The women themselves remind us of the great strength and courage they found in Liliʻuokalani’s willingness to forgive those who had accused her unjustly of wanting to bring harm upon Americans who were residing in Hawaiʻi at the time of the overthrow in 1893. One of the women said, “Liliʻuokalani forgave those who caused her great harm. She gave the people hope and courage. The queen inspires me. I always think about her when it comes to forgiveness.”
Another said, “I have been in and out of the prison for twenty years. The change came from realizing that prison became a puʻuhonua, a sanctuary, a place where it was no longer about punishment but healing. It became a place where we could live a forgiven life.”

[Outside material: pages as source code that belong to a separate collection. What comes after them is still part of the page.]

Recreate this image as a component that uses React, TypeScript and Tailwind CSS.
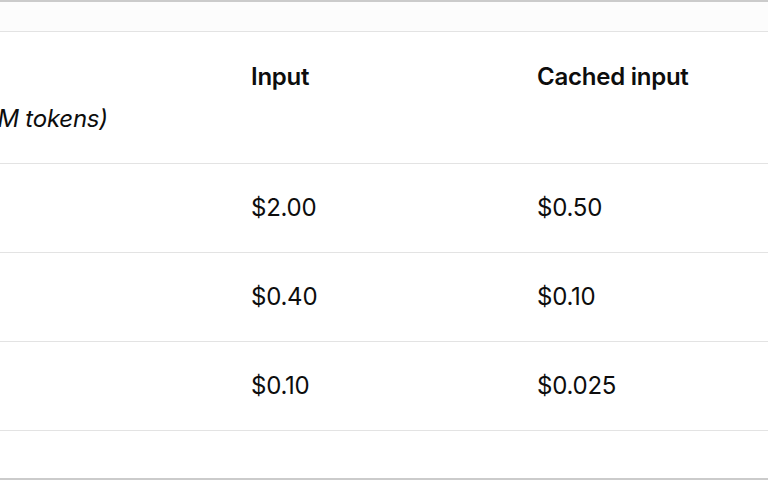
export default function App() {
  const rows = [
    { input: "$2.00", cached: "$0.50" },
    { input: "$0.40", cached: "$0.10" },
    { input: "$0.10", cached: "$0.025" },
  ];

  return (
    <div className="w-[768px] h-[480px] overflow-hidden bg-white border-y-2 border-[#cbcbcb] flex flex-col text-[#0d0d0d] font-['Inter',sans-serif]">
      <div className="h-[29px] bg-[#fcfcfc]" />
      <div className="grid grid-cols-[251px_286px_286px] border-y border-[#e3e3e3] h-[133px] text-[24px] leading-[42px] pt-[24px] tracking-[-0.01em]">
        <div className="flex flex-col">
          <span>&nbsp;</span>
          <span className="italic -ml-[64px] whitespace-nowrap">(per 1M tokens)</span>
        </div>
        <div className="font-semibold">Input</div>
        <div className="font-semibold">Cached input</div>
      </div>
      {rows.map((row, idx) => (
        <div key={idx} className="grid grid-cols-[251px_286px_286px] items-center h-[89px] border-b border-[#e3e3e3] text-[24px] tracking-[-0.01em]">
          <div />
          <div>{row.input}</div>
          <div>{row.cached}</div>
        </div>
      ))}
      <div className="flex-1" />
    </div>
  );
}
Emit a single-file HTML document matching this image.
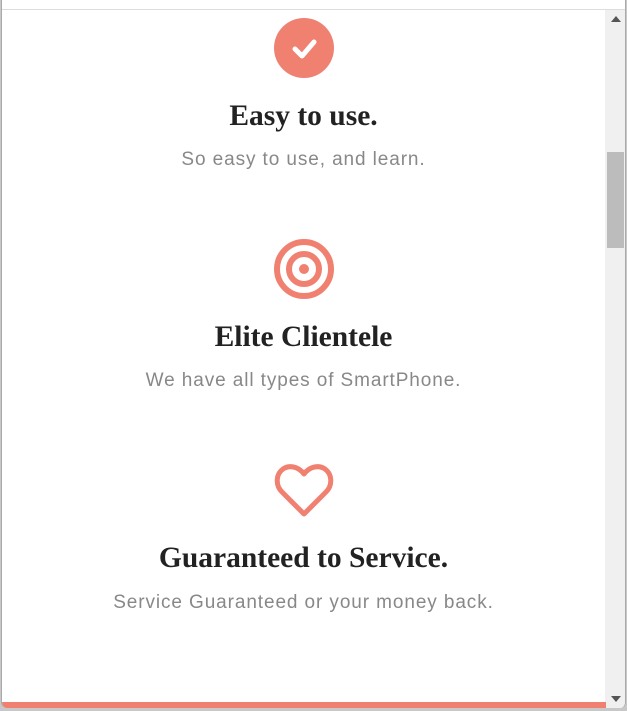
<!DOCTYPE html><html><head><style>
body{margin:0;width:627px;height:711px;background:#c8c8c8;position:relative;overflow:hidden;font-family:"Liberation Sans",sans-serif}
.win{position:absolute;left:1px;top:0;width:625px;height:708px;background:#fff;border-radius:0 0 6px 6px;overflow:hidden;border-left:1px solid #aaa;border-right:1px solid #aaa;box-sizing:border-box}
.top{position:absolute;left:0;top:0;width:100%;height:9px;background:#fff;border-bottom:1px solid #ddd}
.sb{position:absolute;right:0;top:10px;width:20px;bottom:0;background:#f0f0f0}
.thumb{position:absolute;left:2px;top:142px;width:17px;height:96px;background:#bcbcbc}
.bar{position:absolute;left:0;bottom:0;width:604px;height:6px;background:#f08070}
.it{position:absolute;left:0;width:603px;text-align:center}
h2{margin:0;font-family:"Liberation Serif",serif;font-weight:bold;font-size:29.5px;color:#222}
p{margin:0;font-size:19px;letter-spacing:0.9px;color:#888}
</style></head><body><div class="win"><div class="top"></div>
<div class="it" style="top:18px"><svg width="60" height="60" viewBox="0 0 60 60"><circle cx="30" cy="30" r="30" fill="#f08070"/><path d="M21 31l7 7 12-14" stroke="#fff" stroke-width="5" fill="none" stroke-linecap="round" stroke-linejoin="round"/></svg></div>
<div class="it" style="top:100px"><h2>Easy to use.</h2></div>
<div class="it" style="top:149px"><p>So easy to use, and learn.</p></div>
<div class="it" style="top:239px"><svg width="60" height="60" viewBox="0 0 60 60"><circle cx="30" cy="30" r="27" fill="none" stroke="#f08070" stroke-width="6"/><circle cx="30" cy="30" r="15" fill="none" stroke="#f08070" stroke-width="6"/><circle cx="30" cy="30" r="5" fill="#f08070"/></svg></div>
<div class="it" style="top:321px"><h2>Elite Clientele</h2></div>
<div class="it" style="top:370px"><p>We have all types of SmartPhone.</p></div>
<div class="it" style="top:462px"><svg width="60" height="56" viewBox="0 0 60 56"><path d="M30 52L8 30C1 23 2 12 9 7c6-4 15-3 21 5c6-8 15-9 21-5c7 5 8 16 1 23z" fill="none" stroke="#f08070" stroke-width="5" stroke-linejoin="round"/></svg></div>
<div class="it" style="top:542px"><h2>Guaranteed to Service.</h2></div>
<div class="it" style="top:592px"><p>Service Guaranteed or your money back.</p></div>
<div class="sb"><div style="position:absolute;left:6px;top:6px;border:5px solid transparent;border-bottom:6px solid #555;border-top:0"></div><div class="thumb"></div><div style="position:absolute;left:6px;bottom:6px;border:5px solid transparent;border-top:6px solid #555;border-bottom:0"></div></div>
<div class="bar"></div></div></body></html>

Two weeks ago the Truth and Reconciliation Commission of Canada concluded six years of hearing testimonies, of listening to the stories of Canada’s aboriginal people or First Nation people who were forced to attend what was called residential schools. Canada’s Prime Minister Stephen Harper gave a formal apology the aboriginal or First Nation people seven years ago on June 11, 2008. The commission was set up at that time with the idea that it would help Canadians better understand the actions and consequences of the schools and allow the people to express their feelings about the pain and trauma they experienced.
The schools were set up in the 1840’s by Christian organizations with the thought that it would be best for the aboriginal people to be assimilated and that this would mean that the children would not be allowed to speak their own languages or exhibit any acknowledgement of their heritage and culture. Any violation of rules would be met with severe punishment.

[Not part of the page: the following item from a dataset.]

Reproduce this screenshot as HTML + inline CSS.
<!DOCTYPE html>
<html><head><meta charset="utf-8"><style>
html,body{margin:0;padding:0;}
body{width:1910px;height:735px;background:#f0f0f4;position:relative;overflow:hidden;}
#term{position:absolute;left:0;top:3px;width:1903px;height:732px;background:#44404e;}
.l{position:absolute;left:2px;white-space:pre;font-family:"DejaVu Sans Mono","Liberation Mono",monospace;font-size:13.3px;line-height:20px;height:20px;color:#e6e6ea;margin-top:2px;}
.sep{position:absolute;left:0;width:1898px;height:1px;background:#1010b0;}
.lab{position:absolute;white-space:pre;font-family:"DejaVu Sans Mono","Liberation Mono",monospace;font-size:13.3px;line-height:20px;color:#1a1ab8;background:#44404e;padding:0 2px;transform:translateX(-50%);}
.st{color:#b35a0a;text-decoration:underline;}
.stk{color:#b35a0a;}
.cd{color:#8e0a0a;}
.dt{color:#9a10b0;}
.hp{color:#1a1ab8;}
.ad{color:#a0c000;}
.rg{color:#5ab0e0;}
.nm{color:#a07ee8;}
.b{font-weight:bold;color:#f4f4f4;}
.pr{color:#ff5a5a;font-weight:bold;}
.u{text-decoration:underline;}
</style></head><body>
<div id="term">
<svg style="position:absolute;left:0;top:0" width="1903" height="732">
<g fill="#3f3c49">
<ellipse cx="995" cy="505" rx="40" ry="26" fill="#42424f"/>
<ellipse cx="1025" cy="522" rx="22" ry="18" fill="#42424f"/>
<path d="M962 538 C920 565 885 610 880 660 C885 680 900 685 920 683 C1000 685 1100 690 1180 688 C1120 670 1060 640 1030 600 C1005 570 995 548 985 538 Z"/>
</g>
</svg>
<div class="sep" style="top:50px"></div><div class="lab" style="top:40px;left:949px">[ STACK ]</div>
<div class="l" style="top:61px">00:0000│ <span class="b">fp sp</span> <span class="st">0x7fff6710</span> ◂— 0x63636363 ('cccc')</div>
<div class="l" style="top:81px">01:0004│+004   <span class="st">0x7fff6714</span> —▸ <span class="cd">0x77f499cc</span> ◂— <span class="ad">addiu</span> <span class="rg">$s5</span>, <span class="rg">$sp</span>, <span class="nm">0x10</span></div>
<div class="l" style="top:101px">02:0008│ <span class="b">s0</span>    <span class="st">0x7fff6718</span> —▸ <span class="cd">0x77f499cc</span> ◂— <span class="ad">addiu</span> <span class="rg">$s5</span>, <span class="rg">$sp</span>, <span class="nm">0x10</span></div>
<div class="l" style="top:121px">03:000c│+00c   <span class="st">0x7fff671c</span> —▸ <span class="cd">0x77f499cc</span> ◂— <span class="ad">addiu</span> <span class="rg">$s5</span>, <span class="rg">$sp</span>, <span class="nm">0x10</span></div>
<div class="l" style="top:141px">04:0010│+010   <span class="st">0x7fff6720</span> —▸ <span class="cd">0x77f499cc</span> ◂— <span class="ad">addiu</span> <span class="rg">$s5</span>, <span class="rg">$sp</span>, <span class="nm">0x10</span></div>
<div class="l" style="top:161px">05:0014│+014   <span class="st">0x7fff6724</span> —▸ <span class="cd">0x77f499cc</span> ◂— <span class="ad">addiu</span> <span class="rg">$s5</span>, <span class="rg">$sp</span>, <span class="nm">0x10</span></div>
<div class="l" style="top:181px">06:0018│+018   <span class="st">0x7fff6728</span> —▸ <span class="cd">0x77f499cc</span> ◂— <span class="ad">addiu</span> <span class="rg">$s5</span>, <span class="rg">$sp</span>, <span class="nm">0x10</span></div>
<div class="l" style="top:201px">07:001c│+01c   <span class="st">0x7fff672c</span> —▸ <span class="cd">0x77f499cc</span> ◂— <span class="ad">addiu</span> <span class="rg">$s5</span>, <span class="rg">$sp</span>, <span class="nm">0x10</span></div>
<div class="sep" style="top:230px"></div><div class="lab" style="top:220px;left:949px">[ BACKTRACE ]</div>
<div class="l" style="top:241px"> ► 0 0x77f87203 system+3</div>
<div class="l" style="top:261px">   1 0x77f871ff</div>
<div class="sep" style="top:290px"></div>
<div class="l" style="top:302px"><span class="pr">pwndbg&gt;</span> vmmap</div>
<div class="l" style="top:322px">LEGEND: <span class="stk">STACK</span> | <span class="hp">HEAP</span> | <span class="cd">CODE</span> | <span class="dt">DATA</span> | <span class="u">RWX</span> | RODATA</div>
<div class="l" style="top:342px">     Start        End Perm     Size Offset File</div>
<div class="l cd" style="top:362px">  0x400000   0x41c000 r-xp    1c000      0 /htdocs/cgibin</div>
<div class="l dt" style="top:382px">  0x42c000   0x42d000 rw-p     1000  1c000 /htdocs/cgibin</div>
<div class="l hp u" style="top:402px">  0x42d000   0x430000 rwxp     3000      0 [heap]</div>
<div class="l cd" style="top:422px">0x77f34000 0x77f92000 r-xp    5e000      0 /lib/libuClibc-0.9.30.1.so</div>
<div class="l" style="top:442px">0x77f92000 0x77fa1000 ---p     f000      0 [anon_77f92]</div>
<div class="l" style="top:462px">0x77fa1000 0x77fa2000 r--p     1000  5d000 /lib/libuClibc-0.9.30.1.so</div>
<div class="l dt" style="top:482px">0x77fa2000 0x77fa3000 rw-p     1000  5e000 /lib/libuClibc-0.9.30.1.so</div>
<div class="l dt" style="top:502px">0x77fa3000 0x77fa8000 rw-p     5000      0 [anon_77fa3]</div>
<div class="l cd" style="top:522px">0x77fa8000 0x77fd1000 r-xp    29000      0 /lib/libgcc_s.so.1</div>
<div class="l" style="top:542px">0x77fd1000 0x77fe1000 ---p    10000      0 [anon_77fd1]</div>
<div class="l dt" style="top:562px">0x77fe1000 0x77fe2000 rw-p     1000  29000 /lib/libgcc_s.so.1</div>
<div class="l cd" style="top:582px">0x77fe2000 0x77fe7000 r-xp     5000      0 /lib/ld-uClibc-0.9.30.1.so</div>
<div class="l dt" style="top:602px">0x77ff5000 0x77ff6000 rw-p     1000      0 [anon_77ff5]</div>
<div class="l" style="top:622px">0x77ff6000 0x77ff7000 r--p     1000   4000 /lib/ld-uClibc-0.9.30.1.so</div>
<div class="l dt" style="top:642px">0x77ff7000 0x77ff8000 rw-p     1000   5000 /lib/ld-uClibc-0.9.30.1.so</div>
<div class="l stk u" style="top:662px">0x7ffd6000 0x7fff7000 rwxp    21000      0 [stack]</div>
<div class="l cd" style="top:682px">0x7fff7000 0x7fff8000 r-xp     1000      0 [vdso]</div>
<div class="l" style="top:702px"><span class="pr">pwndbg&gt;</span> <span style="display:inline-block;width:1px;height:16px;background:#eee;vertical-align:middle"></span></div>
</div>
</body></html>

It is estimated that over 150,000 children were forcibly removed from their families and communities and forced to attend the schools. About 3,201 children died while attending the schools (The Christian Science Monitor Weekly, June 22, 2015, page 33).
The report by the commission points out that because the children were isolated from their own families and often subjected to a variety of abuses, many grew up without the knowledge or ability to raise their own families. Canada’s commission was modeled after the Truth and Reconciliation Commission of South Africa. Several dozen other commissions have been established around the world including Argentina, Brazil, the Czech Republic, Panama, Sri Lanka and Uganda.

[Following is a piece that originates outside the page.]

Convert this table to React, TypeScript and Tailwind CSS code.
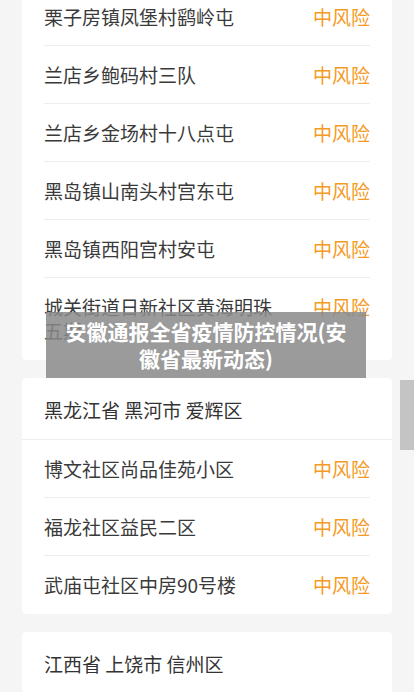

Justice Murray Sinclair, the first aboriginal associate chief justice in Manitoba and a member of the commission, said in a recent interview that the 300-page summary of the final report acknowledges that “evidence is mounting that the government did try to eliminate the culture and language of indigenous people for well over 100 years.” The power of words will be there, on paper, in the summary and in the full report
To speak of forgiveness in the midst of overcoming such unimaginable pain is not the way of the world, but it is the way of the cross. It would be easy to look upon the historical trauma that impacted native and aboriginal individuals and communities here in Hawaiʻi and in Canada and conclude that the church no longer holds the moral high ground.
But for me it is important that we claim the faith as our own. It is important that we reaffirm our conviction that we are redeemed and reconciled to God and to one another through the cross of Jesus Christ and that such redemption and reconciliation is made possible through forgiveness.
We see the power for transformation and wholeness in the writings of the women of Hulihia, in the story of the Samaritan woman at the well and in Liliʻuokalani’s written account of her own life. To forgive is not the way of the world, but it is the way of the cross and out of that forgiveness the journey from trauma to transformation, from brokenness to wholeness is made possible.
Let us pray: We know, O God, that women in prison are not just inmates. They are our mothers, daughters, sisters, wives, cousins, aunties, grandmas, neighbors and friends. When they serve time, we serve it too.
We see in the face of a young man and a mother held in his embrace, how a family is strengthened and renewed. We see that no one need stand alone, that we can stand together and for that we give thanks. Ke mahalo nei mākou iā ʻoe, e ke Akua. Amen.